E a regra dos verbos passivos
Esta palavra traz alguns fatos interessantes sobre como a língua Kipeá, e por extensão, a família Kariri funcionava na época que foi registrada, vemos primeiro de tudo que ela é um empréstimo do Tupi *mboé* 'ensinar, reger (música, dança)', notamos logo em seguida que o significado mudou de ativo para passivo, o que demonstra para nós que o Kariri ativamente mudava a voz gramatical de seus verbos, até mesmo os empréstimos recentemente adquiridos.
Vemos isso com a palavra PA 'ser morto', cujo é cognato do Proto-Jê-Setentrional *pa 'matar', essa palavra em algum momento significava 'matar' no Kariri, mas quando o sistema de ergatividade exigiu a passividade do verbo para manter a coerência da frase, ele mudou sua voz, essa regra foi bem descrita por Mamiani na página 67 de sua gramática (Dos Verbos Passivos, & Neutros, Simplices, & Compostos), verbos que mantiveram sua voz ativa poderiam se tornar passivos com a utilização da partícula ergativa No (Nae na ortografia e reinterpretação moderna), o que nos dá uma pista sobre como esses verbos funcionam.
A estrutura da frase no Pré-Proto-Kariri para dizer algo como 'eu matei a anta' provavelmente seria algo como:
*wi-pʰa k(r/l)i krajo 'eu-matar já anta'
Em algum momento da história da língua comum dos Kariri, a estrutura ergativa começou a tomar forma e substituiu a forma anterior de se formular frases:
pʰa k(r/l)i krajo wi-nə (matar já anta eu-ERG)
Essa estrutura, por consequência, alterou o verbo para passivo para indicar que ação tinha sido causado sobre X por causa de Y:
pʰa k(r/l)i krajo wi-nə (ser morto já anta eu-ERG)

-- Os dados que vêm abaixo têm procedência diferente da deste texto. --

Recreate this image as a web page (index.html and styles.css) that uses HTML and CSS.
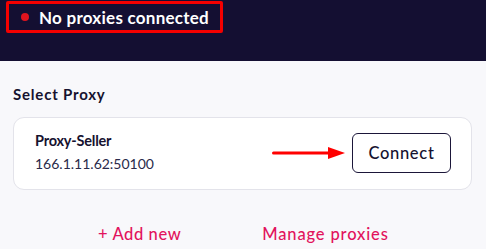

Outro fato interessante sobre a estrutura da palavra BOHÉ é como ela foi refeita na língua Kipeá, seguindo o padrão CV (Consoante-Vogal) ao invés de permitir o encontro entre as duas vogais, é difícil dizer qual fonema os Kipeá utilizaram como epêntese (isto é o som que surge para barrar o encontro entre as duas vogais e respeitar a estrutura CV), mas é possível que fosse uma fricativa velar sonora /ɣ/, se seguirmos a hipótese de Ribeiro de que a palavra Mýgý do Kipeá e Muihi do Dzubukuá derivam do Tupi mboyr 'miçanga'.